When I ask for her highlights from the rest of the concerts, she comments that the festival is full of pieces that she loves. She is excited by the Art and Music Day (Saturday, 14 May) when there will be a round table in the afternoon and an evening concert which features both music which is inspired by art, and music that has inspired art. And Helen hopes that audiences will be tempted to come to the round table as well as the concert.
Ensemble 360 (Photo Kaupo Kikkas) |
A string quartet concert (16 May) will feature Purcell and Britten's String Quartet No.2, alongside Sky Macklay's Many Many Cadences and Helen's String Quartet No. 1. Continuing the Scottish connection (Helen was raised in Aberdeenshire), guitarist Sean Shibe will be giving a recital (Wednesday 18 May) including music by Julia Wolfe, Julius Eastman and Steve Reich alongside Bach and music from early Scottish lute manuscripts. Helen admits to being a former oboist, and as such is excited by the concert on Tuesday 17 May when the focus will be on the oboe with Grażyna Bacewiecz's Trio for Oboe, Violin & Cello, a terrific piece, paired with Martinu's Quartet for Oboe, Violin, Cello & Piano. And Helen is looking forward to Scottish singer-songwriter Karine Polwart's collaboration with composer/pianist Dave Milligan the same evening.

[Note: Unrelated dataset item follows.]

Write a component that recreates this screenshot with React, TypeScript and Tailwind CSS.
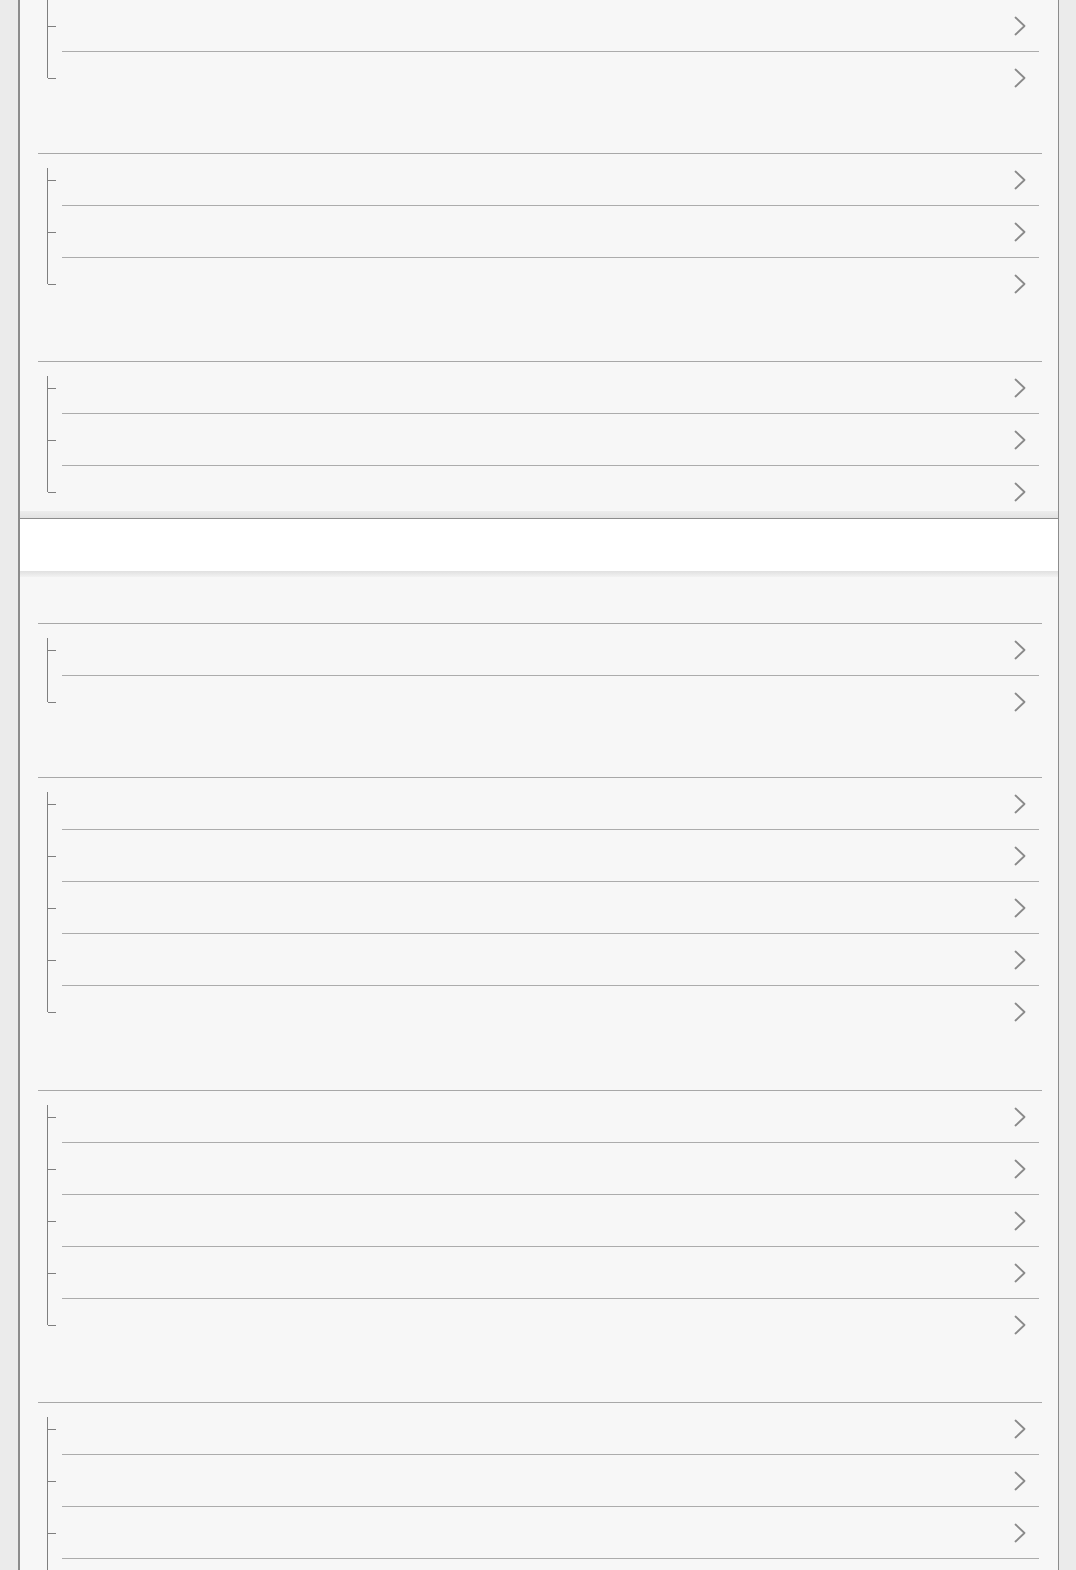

Soprano Ruby Hughes and pianist Joseph Middleton will be performing Helen's song cycle, Bright Travellers (19 May 2022) in a programme that includes music by Ives, Britten, Respighi, and Ravel. Setting poems by Fiona Benson, about the joys and pains of motherhood, from the first scan to registering the child's birth, Bright Travellers was written for Hughes in 2018, and in fact Helen has another song cycle in the works for her.
The concert on Friday 20 May will be pairing Copland's Duo for Flute & Piano with Judith Weir's Airs from Another Planet. Weir describes her 1988 piece as "music of the Scottish colonisers, several generations later, marooned on a lonely and distant planet; the ancient forms of their national music almost completely lost in translation, with only the smallest vestiges of the national style remaining." It is a work that Helen loves and one of the first things she thought of for the festival. Helen is also a big fan of Ravel's music and has intriguingly programmed duos and trios by Ravel, Debussy, Lili Boulanger and Nadia Boulanger alongside Arlene Sierra's Butterflies Remember a Mountain, a work which she comments feels very French.

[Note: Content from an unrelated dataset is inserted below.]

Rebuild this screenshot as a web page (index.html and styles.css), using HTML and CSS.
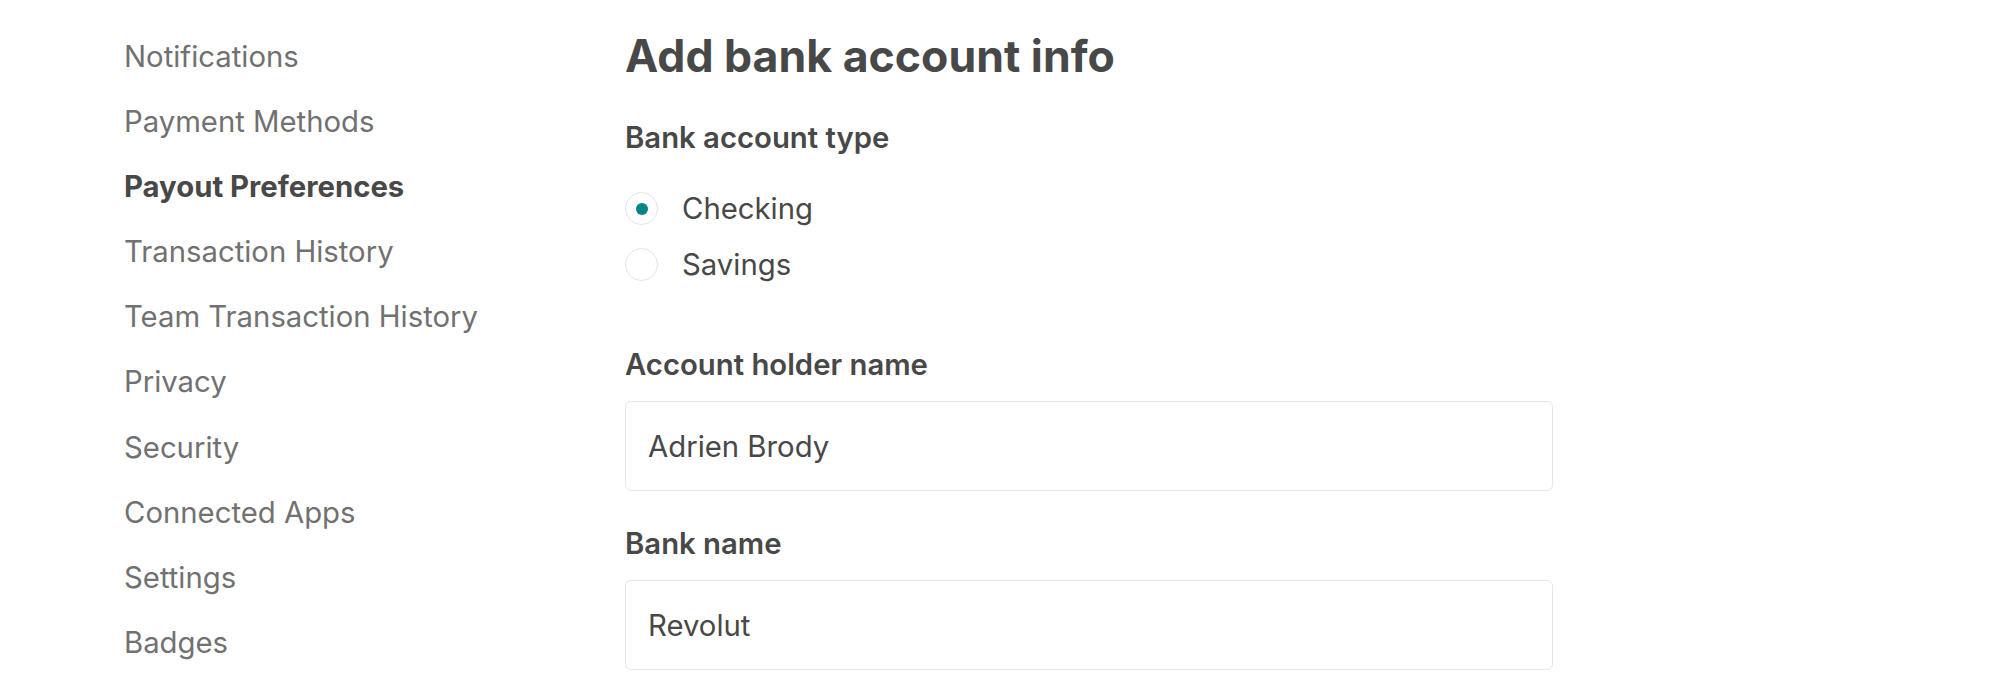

The process has been something of a learning curve for Helen, at first she tried to include everything but found that the process is complex. For instance, some pieces and programmes could not be done because work has already been done recently in the ensemble's main season, or was planned for future concerts. Having a theme for a concert is nice, but there are good pieces that fulfil other needs. There was also the balance between new works and pieces that the audiences know and love. Helen admits that she learned a lot, working with the ensemble on the programmes and having lots of useful conversations. She also learned to be flexible, and found working as a team exciting.
At first she did not want to do too much of her own music at the festival, but the ensemble asked her to bring herself as a composer, and the programme includes works that she feels close to or which are close to the programmes being performed. Her Three Whistler Miniatures and Aviary Sketches (after Joseph Cornell) are in the Art and Music programme, whilst her String Quartet No. 1 is in Monday's quartet programme. And on Tuesday 17 May, her violin and viola duo, To see the summer sky, is programmed alongside music by Schumann, Rebecca Clarke and Kurtag. The Focus on the Oboe includes her oboe and piano piece, Five Northeastern Scenes, and of course Ruby Hughes is performing Bright Travellers, whilst Seven Pierrot Miniatures is in the final concert. Not only do these pieces say something about her as a composer, but they help the audience to understand why she chose other works in the programmes.
There is a piece by a woman composer in every programme of the festival, and each of these pieces fits the programme/theme of that concert. Helen felt it important to have women composers as just an aspect of the programme rather than the main focus. Including these didn't feel difficult at all, in fact they seemed to have so many pieces to choose from. She would have liked more new music but was aware of the need to balance with older works.
She has found that getting back to concert life and working with orchestras has taken some adjustment. Lockdown in 2020 was made somewhat easier as she had a baby in August 2020, but that does mean that now she has to make adjustments for the baby, being a mother juggling things yet not wanting to dwell on the issues with performers.
Helen Grime |
Looking ahead, she is trying to start work on a new piece for chamber orchestra. Whilst she has written concertos before, this will be the first time she has written for chamber orchestra alone. And she admits that it takes her ages to get into a new piece. Then she will be going to the Tanglewood Festival for the premiere of her Trumpet Concerto, night-sky-blue with soloist Håkan Hardenberger and Andris Nelsons conducting the Boston Symphony Orchestra. Performances of her Violin Concerto (written in 2016) were due in 2020 but were cancelled. She is grateful that violinist Leila Josefowicz has picked up the work and will be giving the American premiere late this year, with conductor John Storgårds and the St Louis Symphony Orchestra. Indeed, after the 2020 cancellations Helen wondered whether the work would ever be played again. And recently Colin Currie performed her Percussion Concerto with the Scottish Chamber Orchestra, conductor Clemens Schuldt, at concerts in Edinburgh and Glasgow.